Sarcopenia in non-small cell lung cancer patients underwent pulmonary surgery: clinical outcome and cost effectiveness

Luca Frasca, Filippo Carannante, Filippo Longo, Valentina Marziali, Pierfilippo Crucitti


Background: Lung cancer is the leading cause of cancer death in several countries. Surgical resection is a potentially curative treatment for non-small cell lung cancer (NSCLC), but tumor-specific factors and patient physical factors are important for postoperative prognosis. We conducted a retrospective study to investigate the link between sarcopenia and postoperative outcomes of surgical resected lung cancer patients, using preoperative CT for lung cancer staging. We also took in consideration the impact of sarcopenia on the national health cost and five years overall survival rate.
Methods: Patients affected by NSCLC, stage I–IIIa, undergoing radical surgery with a mediastinal lymphadenectomy, were enrolled. Forty-two patients were considered suitable for the study, according to the inclusion and exclusion criteria. Among them, 28 were male and 14 female with average age of 72 years. The identification of Sarcopenia status was reached with the use of computed tomography (CT), with two slices at the level of the third lumbar level (L3), allowing the measure of the cross-sectional area from L3 to the iliac crest, expressed in cm2. We identified sarcopenic and non-sarcopenic patients, using the Sarcopenia Index.

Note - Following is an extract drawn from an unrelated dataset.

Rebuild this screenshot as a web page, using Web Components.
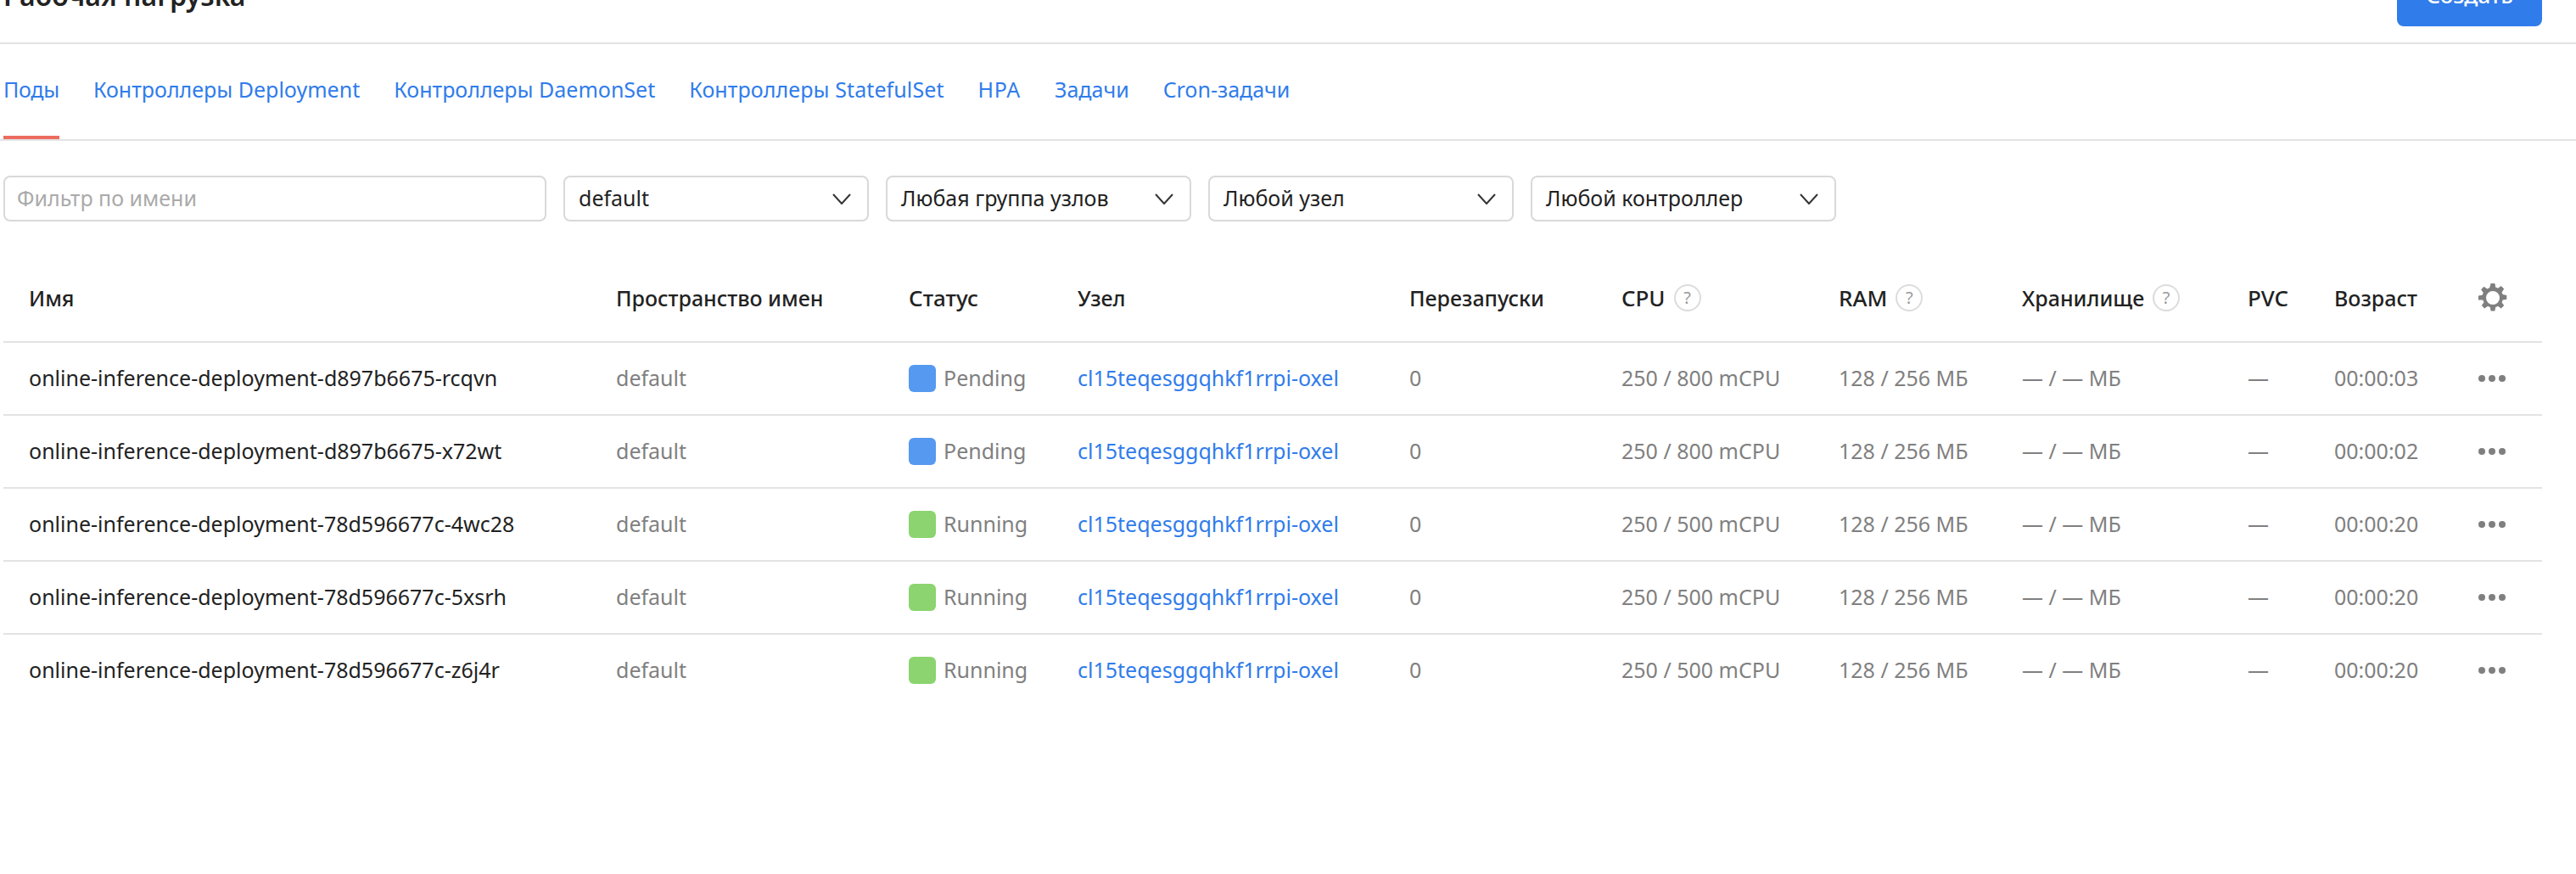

Results: Of the 42 patients suitable for the study, 13 were sarcopenic (31%) and 29 were non-sarcopenic (69%). Days of hospitalizations are 10 days in sarcopenic patients and 8.5 days in non-sarcopenic patients. Duration of permanence of the thoracic drainage is 7 days in sarcopenic patients and 5 days in non-sarcopenic patients. This is related with increased healthcare costs for sarcopenic patients (statistically significant: P<0.0037). The five-year survival rate was 57% in patients with sarcopenia and 88% in those without (P<0.002).
Conclusions: Our study demonstrates the impact of sarcopenia in different ambits, from the clinical outcomes to the health expenditure. Preventing the insurgence of sarcopenia is essential to improve the postoperative outcomes, and for the Health System, to reduce healthcare-related costs.